New London County, Connecticut
Not-to-miss wineries in and around Mystic, Connecticut, include Stonington Vineyards, the state’s third oldest vineyard, and a founding member of the Connecticut Wine Trail. Focusing on whites, they produce six wines including two Estate Chardonnays, a Riesling and two proprietary blends, Seaport White and Triad Rose. “We specialize is truly Southern New England wines,” says Ebbie Young, tasting room and events manager. They also make an award-winning Cabernet Franc, which is a common red grape grown in cooler regions. Situated on 58 pristine acres—13 of which are cultivated—Stonington’s Vineyards is a boutique farm-winery, where all the work is done by hand.
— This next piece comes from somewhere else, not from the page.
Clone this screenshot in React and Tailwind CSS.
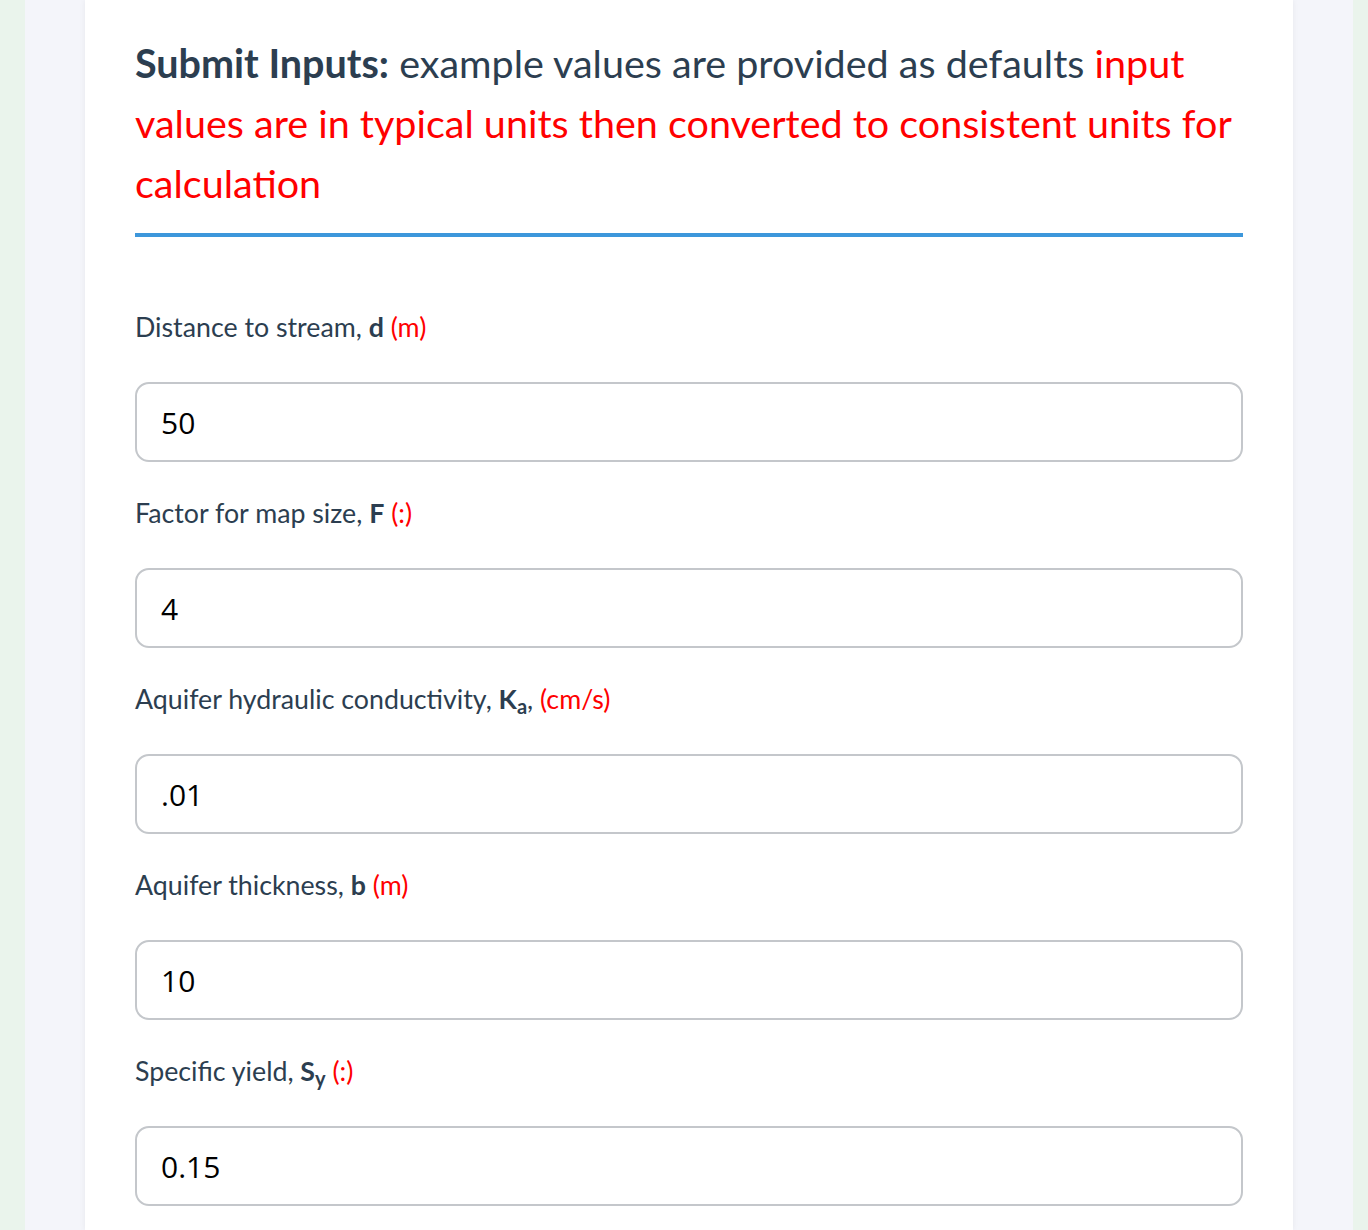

Year-round daily tastings are offered from 11 a.m.–4:30 p.m., and complimentary winery tours are provided daily at 2 p.m. A Summer Concert Series, which Young describes as “a mini Tanglewood,” runs every Fridays in July and August from 6–9 p.m., and their annual Food & Wine Festival takes place in late September.
At Maugle Sierra Vineyards in Ledyard, Connecticut, Paul Maugle and his wife, Betty, grow St. Croix and Marquette red grapes and Cayuga white that go into their wines, including a Riesling, Chardonnay and Cayuga blend, called Rendezvous; and St. Pepin, a late-harvest dessert white—“great for cold winter nights.” Located a half mile from the ocean, the 18th-century vineyard enjoys a temperate climate similar to that of Oregon. “We get a lot of early morning fog on the grapes here,” Paul says, noting that they also source grapes from elsewhere. “It gives us a chance to bring in Rieslings from Long Island or Vidal blancs from Massachusetts—so you get a diverse cast—not just [what we grow] here in Connecticut. We try to deliver a taste of New England in each sip.” Visitors sample wines in the 2,050-square-foot Sierra Sunset Room and Patio, which is located in a 1744 farmhouse overlooking 97 acres of land. Live music is featured year-round on Fridays and Sundays, and given the region is rich with oyster bays, Oysters on the Deck is a popular offering, as are the cheese and olive tastings.